08.07.2019 0

Dear Congress, stop subsidizing wind like it’s 1999 and let the tax credit expire

By Richard McCarty

Congress created the production tax credit for wind energy in 1992. In other words, wind turbine owners receive a tax credit for each kilowatt hour of electricity their turbines create, whether the electricity is needed or not. The production tax credit was supposed to have expired in 1999; but, instead, Congress has repeatedly extended it. After nearly three decades of propping up the wind industry, it is past time to let the tax credit expire in 2020.

All Congress needs to do is nothing.

Addressing the issue of wind production tax credits, Americans for Limited Government President Rick Manning stated, “Wind energy development is no longer a nascent industry, having grown from 0.7 percent of the grid in 2007 to 6.6 percent in 2018 at 275 billion kWh. The rationale behind the wind production tax credit has always been that it is necessary to attract investors.”

Manning added, “wind energy development has matured to the point where government subsidization of billionaires like Warren Buffett cannot be justified, neither from an energy production standpoint nor a fiscal one. Americans for Limited Government strongly urges Congress to end the Wind Production Tax Credit. The best part is, they only need to do nothing as it expires at the end of the year.”

There are plenty of reasons for ending the tax credit.
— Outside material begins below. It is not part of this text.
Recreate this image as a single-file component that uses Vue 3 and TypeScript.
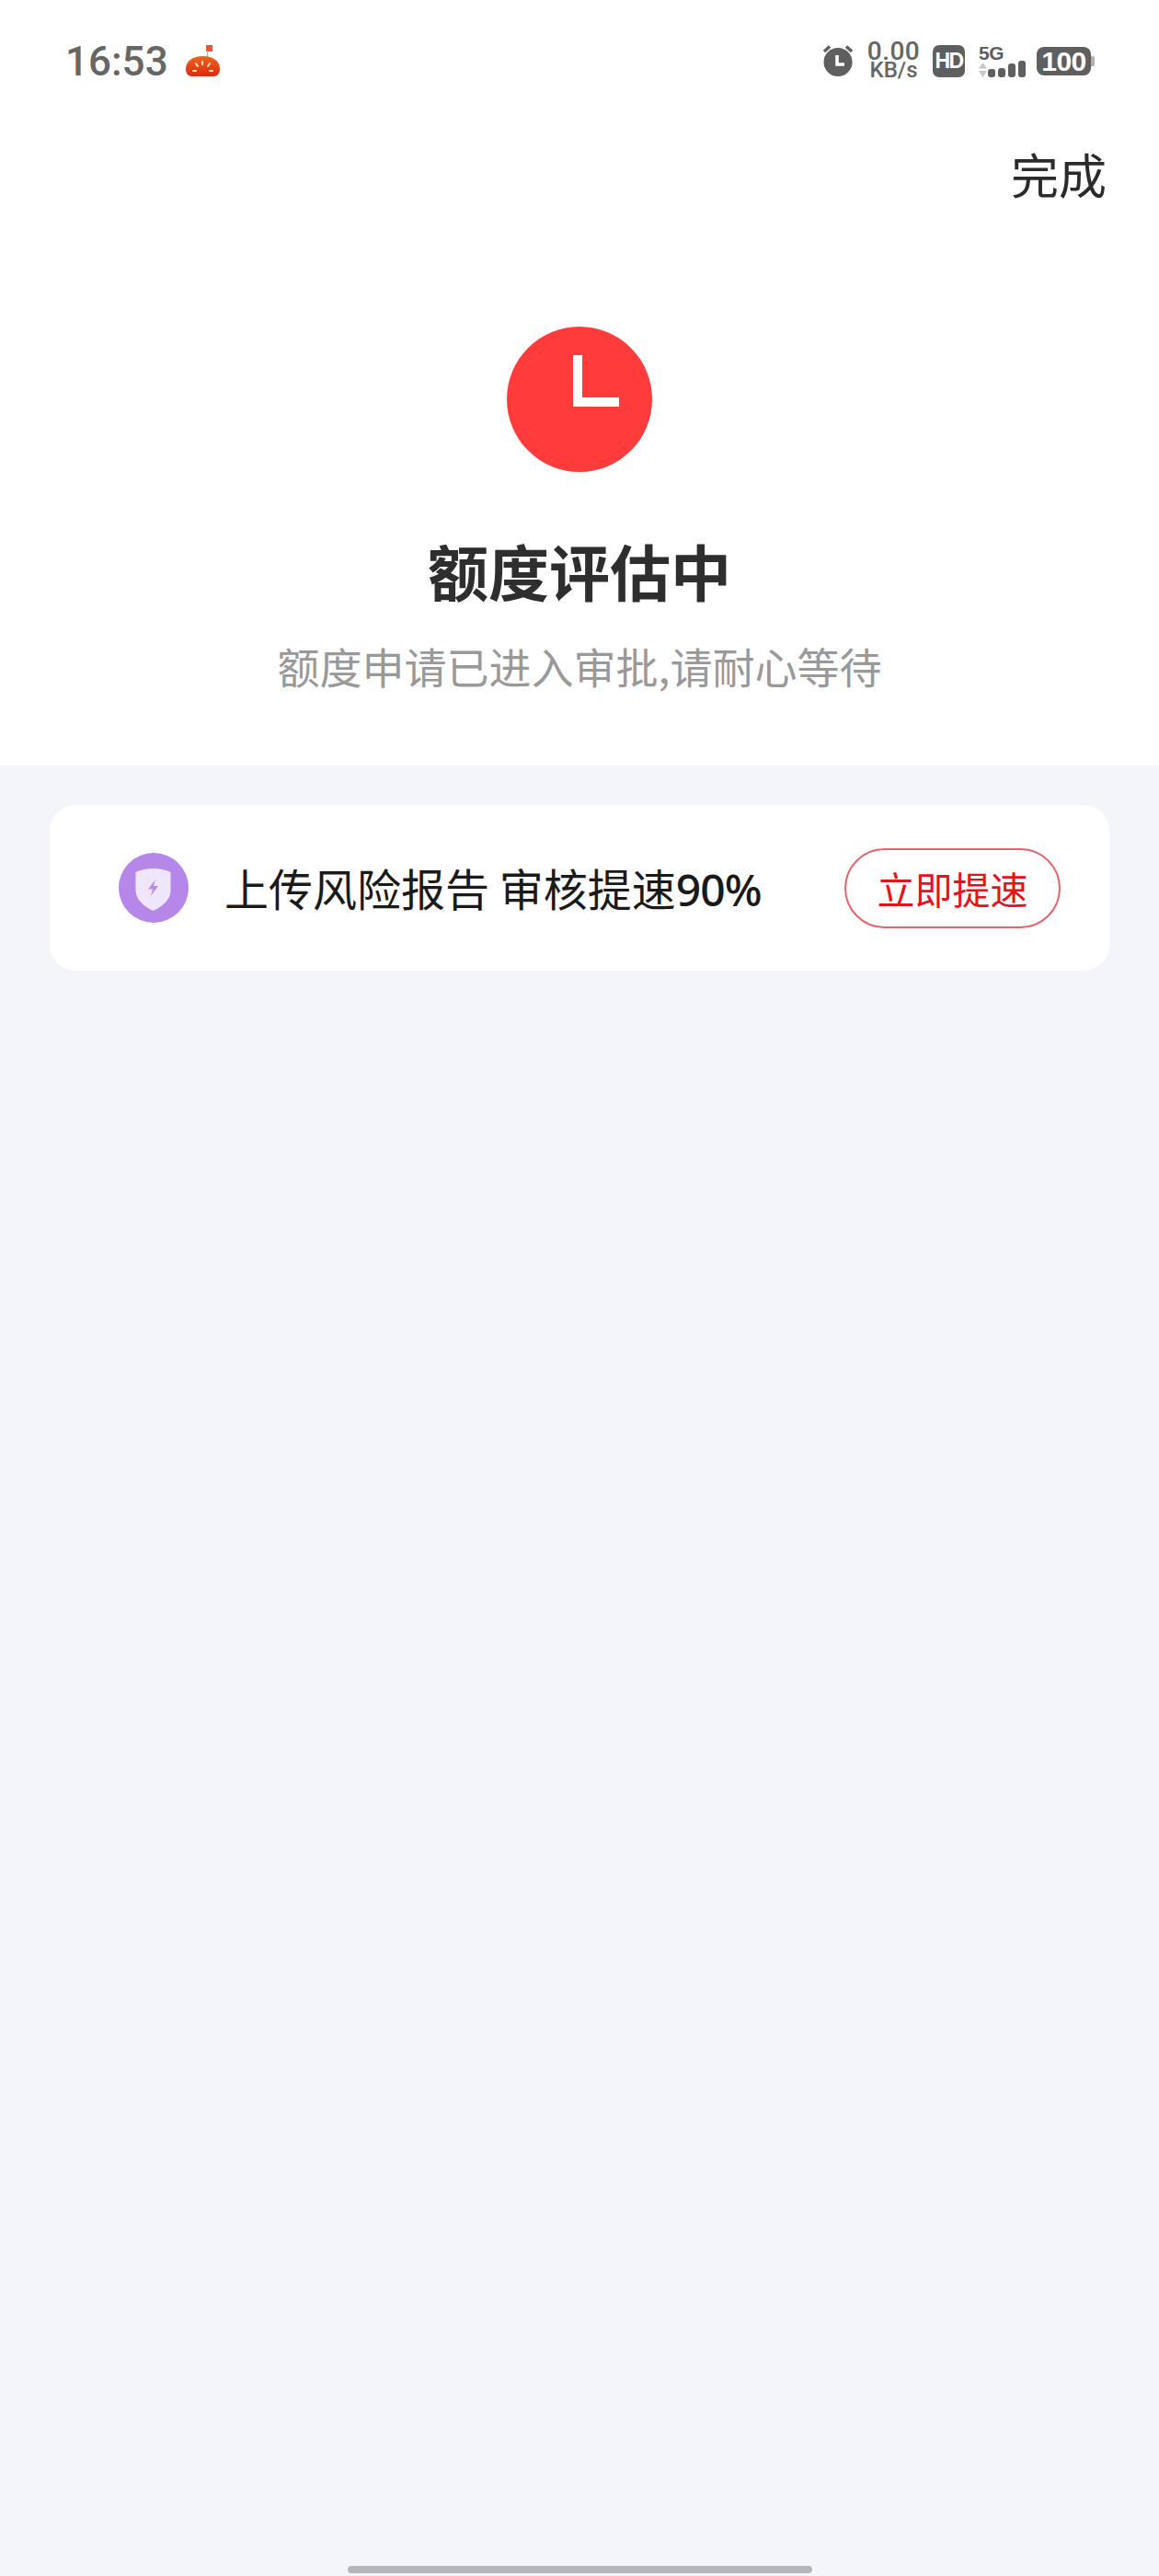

Here are some of them:

  • Wind energy is unreliable. Wind turbines require winds of six to nine miles per hour to produce electricity; when winds speeds reach approximately 55 miles per hour, turbines shut down to prevent damage to the equipment. Wind turbines also shut down in extremely cold weather.
  • Due to this unreliability, relatively large amounts of backup power capacity must be kept available.
  • Wind energy often requires the construction of costly, new high-voltage transmission lines. This is because some of the best places to generate wind energy are in remote locations far from population centers or offshore.
  • Generating electricity from wind requires much more land than does coal, natural gas, nuclear, or even solar power. According to a 2017 study, generating one megawatt of electricity from coal, natural gas, or nuclear power requires about 12 acres; producing one megawatt of electricity from solar energy requires 43.5 acres; and harnessing wind energy to generate one megawatt of electricity requires 70.6 acres.
  • Wind turbines have a much shorter life span than other energy sources. According to the Department of Energy’s National Renewable Energy Laboratory, the useful life of a wind turbine is 20 years while coal, natural gas, nuclear, and hydroelectric power plants can remain in service for more than 50 years.
  • Wind power’s inefficiencies lead to higher rates for customers.
  • Higher electricity rates can have a chilling effect on the local economy. Increasing electricity rates for businesses makes them less competitive and can result in job losses or reduced investments in businesses.
  • Increasing rates on poor consumers can have an even more negative impact sometimes forcing them to go without heat in the winter or air conditioning in the summer.
  • Wind turbines are a threat to aviators. Wind turbines are a particular concern for crop dusters, who must fly close to the ground to spray crops. Earlier this summer, a crop dusting plane clipped a wind turbine tower and crashed.
  • Wind turbines are deadly for birds and bats, which help control the pest population. Even if bats are not struck by the rotors, some evidence suggests that they may be injured or killed by the sudden drop in air pressure around wind turbines.

Large wind turbines endanger lives, the economy, and the environment. Even after decades of heavy subsidies, the wind industry has failed to solve these problems. For these and other reasons, Congress should finally allow the wind production tax credit to expire.

Richard McCarty is the Director of Research at Americans for Limited Government Foundation.